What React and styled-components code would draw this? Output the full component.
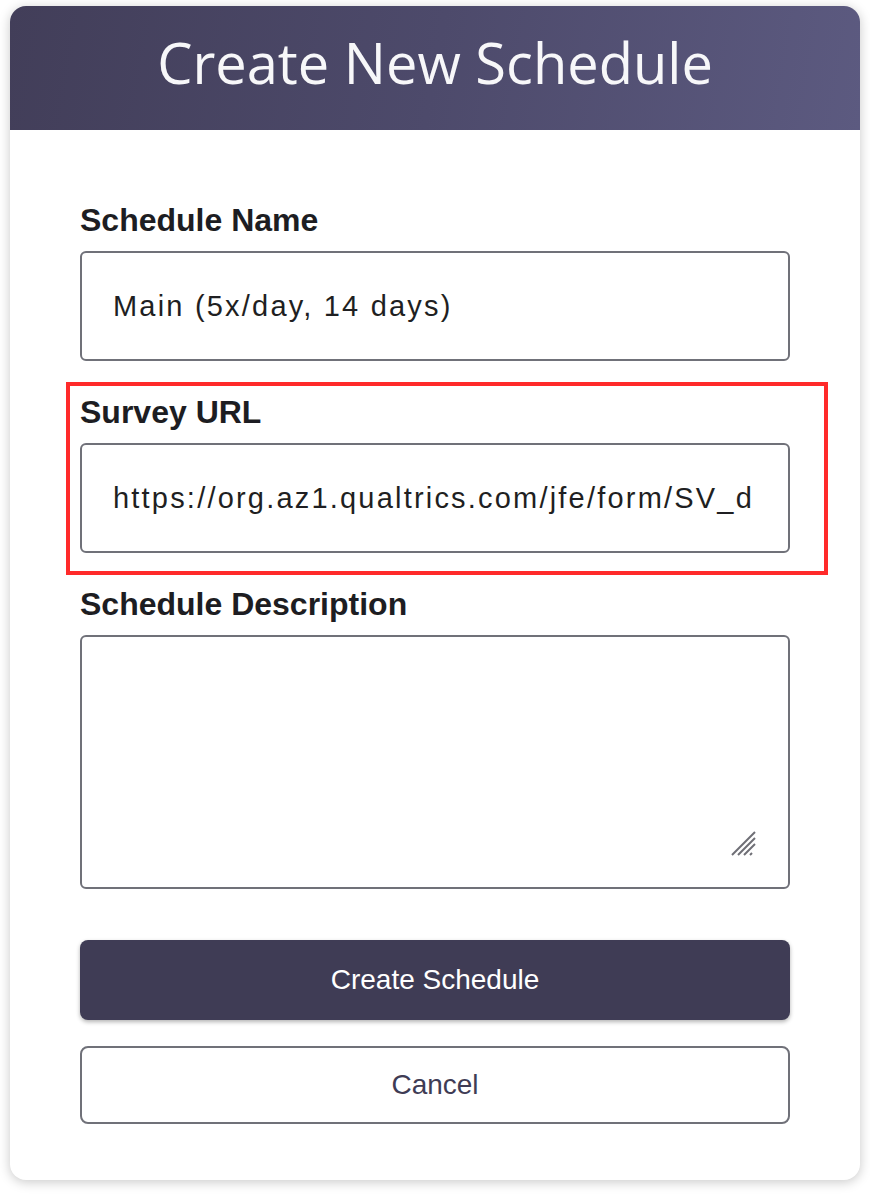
import styled, { createGlobalStyle } from "styled-components";

const GlobalStyle = createGlobalStyle`
    body {
        margin: 0;
        background: #ffffff;
        font-family: "Liberation Sans", Arial, sans-serif;
    }
`

export default function App () {
    return (
        <>
            <GlobalStyle />
            <Page>
                <Card>
                    <Header>
                        <Title>Create New Schedule</Title>
                    </Header>
                    <Form onSubmit={e => e.preventDefault()}>
                        <Field>
                            <Label htmlFor="name">Schedule Name</Label>
                            <TextInput id="name" defaultValue="Main (5x/day, 14 days)" />
                        </Field>
                        <Field highlighted>
                            <Label htmlFor="url">Survey URL</Label>
                            <TextInput id="url" defaultValue="https://org.az1.qualtrics.com/jfe/form/SV_d" />
                        </Field>
                        <Field>
                            <Label htmlFor="desc">Schedule Description</Label>
                            <AreaWrap>
                                <TextArea id="desc" />
                                <Grip width="26" height="26" viewBox="0 0 26 26">
                                    <path d="M2 25 L25 2 M8 25 L25 8 M14 25 L25 14 M20 25 L22 23" stroke="#6f6f76" strokeWidth="2" fill="none" />
                                </Grip>
                            </AreaWrap>
                        </Field>
                        <Actions>
                            <Button primary type="submit">Create Schedule</Button>
                            <Button type="button">Cancel</Button>
                        </Actions>
                    </Form>
                </Card>
            </Page>
        </>
    )
}

const Page = styled.div`
    padding: 6px 10px 18px;
`

const Card = styled.div`
    background: #ffffff;
    border-radius: 16px;
    box-shadow: 0 2px 12px rgba(0, 0, 0, 0.22);
`

const Header = styled.div`
    height: 124px;
    display: flex;
    justify-content: center;
    align-items: center;
    border-radius: 16px 16px 0 0;
    background: linear-gradient(100deg, #423e59 0%, #4d4a6b 50%, #5c5a80 100%);
`

const Title = styled.h1`
    margin: 0 0 12px;
    font-family: "Open Sans", "Noto Sans", sans-serif;
    font-weight: 400;
    font-size: 56px;
    color: #f7f7f9;
`

const Form = styled.form`
    display: flex;
    flex-direction: column;
    padding: 72px 70px 56px;
`

const Field = styled.div`
    position: relative;
    display: flex;
    flex-direction: column;
    margin-bottom: 33px;

    ${props => props.highlighted && `
        &::after {
            content: "";
            position: absolute;
            top: -12px;
            bottom: -22px;
            left: -14px;
            right: -38px;
            border: 4px solid #ff2a2a;
            pointer-events: none;
        }
    `}
`

const Label = styled.label`
    font-size: 32px;
    font-weight: 700;
    line-height: 36px;
    color: #1d1d22;
    margin-bottom: 13px;
`

const TextInput = styled.input`
    box-sizing: border-box;
    height: 110px;
    width: 100%;
    padding: 0 31px;
    border: 2px solid #707179;
    border-radius: 6px;
    font-family: "Liberation Sans", Arial, sans-serif;
    font-size: 29px;
    letter-spacing: 2.2px;
    color: #1f1f22;
    background: #ffffff;
    outline: none;
`

const AreaWrap = styled.div`
    position: relative;
    display: flex;
`

const TextArea = styled.textarea`
    box-sizing: border-box;
    width: 100%;
    height: 254px;
    padding: 20px 31px;
    border: 2px solid #707179;
    border-radius: 6px;
    font-family: "Liberation Sans", Arial, sans-serif;
    font-size: 28px;
    resize: none;
    outline: none;
`

const Grip = styled.svg`
    position: absolute;
    right: 34px;
    bottom: 33px;
    pointer-events: none;
`

const Actions = styled.div`
    display: flex;
    flex-direction: column;
    gap: 26px;
    margin-top: 18px;
`

const Button = styled.button`
    box-sizing: border-box;
    width: 100%;
    height: ${props => props.primary ? "80px" : "78px"};
    border-radius: 8px;
    font-family: "Liberation Sans", Arial, sans-serif;
    font-size: 28px;
    cursor: pointer;
    border: ${props => props.primary ? "none" : "2px solid #707179"};
    background: ${props => props.primary ? "#3f3c55" : "#ffffff"};
    color: ${props => props.primary ? "#ffffff" : "#3f3c55"};
    box-shadow: ${props => props.primary ? "0 2px 4px rgba(0, 0, 0, 0.3)" : "none"};
`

■ OBJECTIVE:
Set the pictures aside and transcribe the data above exactly.

■ EXERCISE RESULT:
What React and styled-components code would draw this? Output the full component.
import styled, { createGlobalStyle } from "styled-components";

const GlobalStyle = createGlobalStyle`
    body {
        margin: 0;
        background: #ffffff;
        font-family: "Liberation Sans", Arial, sans-serif;
    }
`

export default function App () {
    return (
        <>
            <GlobalStyle />
            <Page>
                <Card>
                    <Header>
                        <Title>Create New Schedule</Title>
                    </Header>
                    <Form onSubmit={e => e.preventDefault()}>
                        <Field>
                            <Label htmlFor="name">Schedule Name</Label>
                            <TextInput id="name" defaultValue="Main (5x/day, 14 days)" />
                        </Field>
                        <Field highlighted>
                            <Label htmlFor="url">Survey URL</Label>
                            <TextInput id="url" defaultValue="https://org.az1.qualtrics.com/jfe/form/SV_d" />
                        </Field>
                        <Field>
                            <Label htmlFor="desc">Schedule Description</Label>
                            <AreaWrap>
                                <TextArea id="desc" />
                                <Grip width="26" height="26" viewBox="0 0 26 26">
                                    <path d="M2 25 L25 2 M8 25 L25 8 M14 25 L25 14 M20 25 L22 23" stroke="#6f6f76" strokeWidth="2" fill="none" />
                                </Grip>
                            </AreaWrap>
                        </Field>
                        <Actions>
                            <Button primary type="submit">Create Schedule</Button>
                            <Button type="button">Cancel</Button>
                        </Actions>
                    </Form>
                </Card>
            </Page>
        </>
    )
}

const Page = styled.div`
    padding: 6px 10px 18px;
`

const Card = styled.div`
    background: #ffffff;
    border-radius: 16px;
    box-shadow: 0 2px 12px rgba(0, 0, 0, 0.22);
`

const Header = styled.div`
    height: 124px;
    display: flex;
    justify-content: center;
    align-items: center;
    border-radius: 16px 16px 0 0;
    background: linear-gradient(100deg, #423e59 0%, #4d4a6b 50%, #5c5a80 100%);
`

const Title = styled.h1`
    margin: 0 0 12px;
    font-family: "Open Sans", "Noto Sans", sans-serif;
    font-weight: 400;
    font-size: 56px;
    color: #f7f7f9;
`

const Form = styled.form`
    display: flex;
    flex-direction: column;
    padding: 72px 70px 56px;
`

const Field = styled.div`
    position: relative;
    display: flex;
    flex-direction: column;
    margin-bottom: 33px;

    ${props => props.highlighted && `
        &::after {
            content: "";
            position: absolute;
            top: -12px;
            bottom: -22px;
            left: -14px;
            right: -38px;
            border: 4px solid #ff2a2a;
            pointer-events: none;
        }
    `}
`

const Label = styled.label`
    font-size: 32px;
    font-weight: 700;
    line-height: 36px;
    color: #1d1d22;
    margin-bottom: 13px;
`

const TextInput = styled.input`
    box-sizing: border-box;
    height: 110px;
    width: 100%;
    padding: 0 31px;
    border: 2px solid #707179;
    border-radius: 6px;
    font-family: "Liberation Sans", Arial, sans-serif;
    font-size: 29px;
    letter-spacing: 2.2px;
    color: #1f1f22;
    background: #ffffff;
    outline: none;
`

const AreaWrap = styled.div`
    position: relative;
    display: flex;
`

const TextArea = styled.textarea`
    box-sizing: border-box;
    width: 100%;
    height: 254px;
    padding: 20px 31px;
    border: 2px solid #707179;
    border-radius: 6px;
    font-family: "Liberation Sans", Arial, sans-serif;
    font-size: 28px;
    resize: none;
    outline: none;
`

const Grip = styled.svg`
    position: absolute;
    right: 34px;
    bottom: 33px;
    pointer-events: none;
`

const Actions = styled.div`
    display: flex;
    flex-direction: column;
    gap: 26px;
    margin-top: 18px;
`

const Button = styled.button`
    box-sizing: border-box;
    width: 100%;
    height: ${props => props.primary ? "80px" : "78px"};
    border-radius: 8px;
    font-family: "Liberation Sans", Arial, sans-serif;
    font-size: 28px;
    cursor: pointer;
    border: ${props => props.primary ? "none" : "2px solid #707179"};
    background: ${props => props.primary ? "#3f3c55" : "#ffffff"};
    color: ${props => props.primary ? "#ffffff" : "#3f3c55"};
    box-shadow: ${props => props.primary ? "0 2px 4px rgba(0, 0, 0, 0.3)" : "none"};
`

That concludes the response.